The loss of jobs and the opioid epidemic are two of the biggest reasons.

crime-rural
(AP)
When you think about crime, what do you picture? Probably the dark and scary streets of a crowded city. After all, cop shows always seem to be set in big cities. 

But while violent crime is still a problem in urban areas, many of them are in fact safer now than they’ve been in decades. The violent crime rate in rural areas, meanwhile, has climbed above the national average for the first time in 10 years.

In Iowa, the overall violent crime rate rose by 3 percent between 2006 and 2016, but shot up by 50 percent in communities with fewer than 10,000 residents. Violent crime rates have doubled in rural counties in West Virginia over the past couple of decades, while tripling in New Hampshire. “Rural areas, which traditionally have had lower crime rates, have seen dramatic increases in incarceration rates,” says Jacob Kang-Brown, a senior research associate with the Vera Institute of Justice. “We see them now having the highest incarceration rates in the country.”

The explanations for this change are familiar ones. Not all rural areas are poor, but many have lost jobs as factories have closed and farming has become increasingly consolidated. Lack of employment has naturally led to increases in poverty, which is closely associated with crime. The opioid epidemic has hit rural America particularly hard, and methamphetamine remains a major problem in many small towns. 

While there’s more rural crime than in the past, there’s also a shortage of law enforcement. Dwindling tax bases mean fewer sheriff’s deputies doing the work. As a result, deputies have to patrol many times the geographic area that a city cop covers on his beat. Last year, voters in Josephine County, Ore., approved a public safety levy, after five previous attempts had failed in as many years. Prior to its passage, there were times when large parts of the county, which has been hit hard by a decline in the timber industry, received no service from the sheriff’s office.
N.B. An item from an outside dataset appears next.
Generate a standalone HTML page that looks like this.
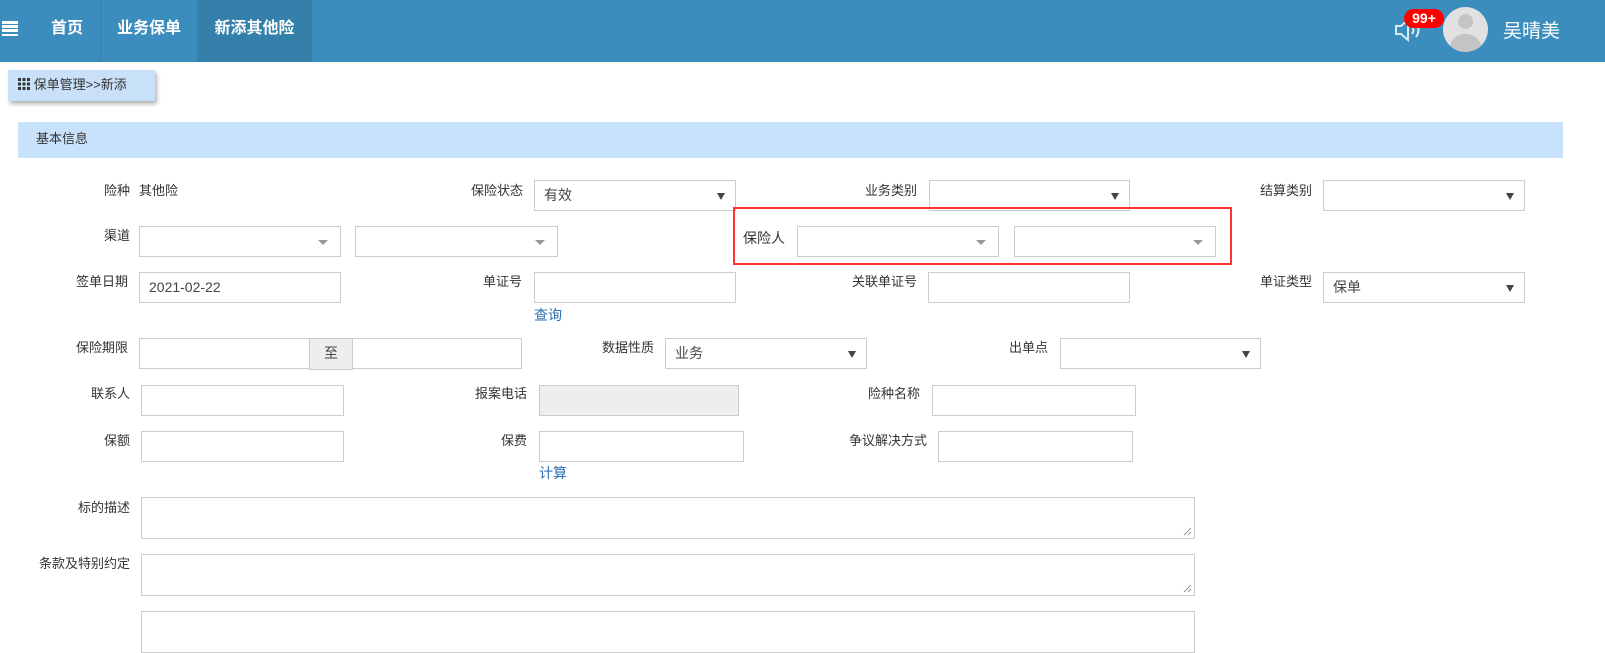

Residents would have to wait two to three hours for a response from the state police. 

Lack of enforcement, naturally, breeds crime. Criminals, particularly those dealing in drugs, become emboldened or move operations to areas where there’s little danger of detection. Even when perpetrators are caught, there’s not always a place to put them. Before the Josephine County levy passed, the sheriff’s office could afford to fill only half the beds at its jail. 

“Whether it’s law enforcement or crime analytics or investigation capacity or behavioral capacity -- on all those fronts, rural areas have less resources available than urban areas,” says Marshall Clement of the Council of State Governments’ Justice Center. It’s good that the problems of rural America have been getting more attention over the past couple of years, because they’re at risk of starting to compound and create new ones.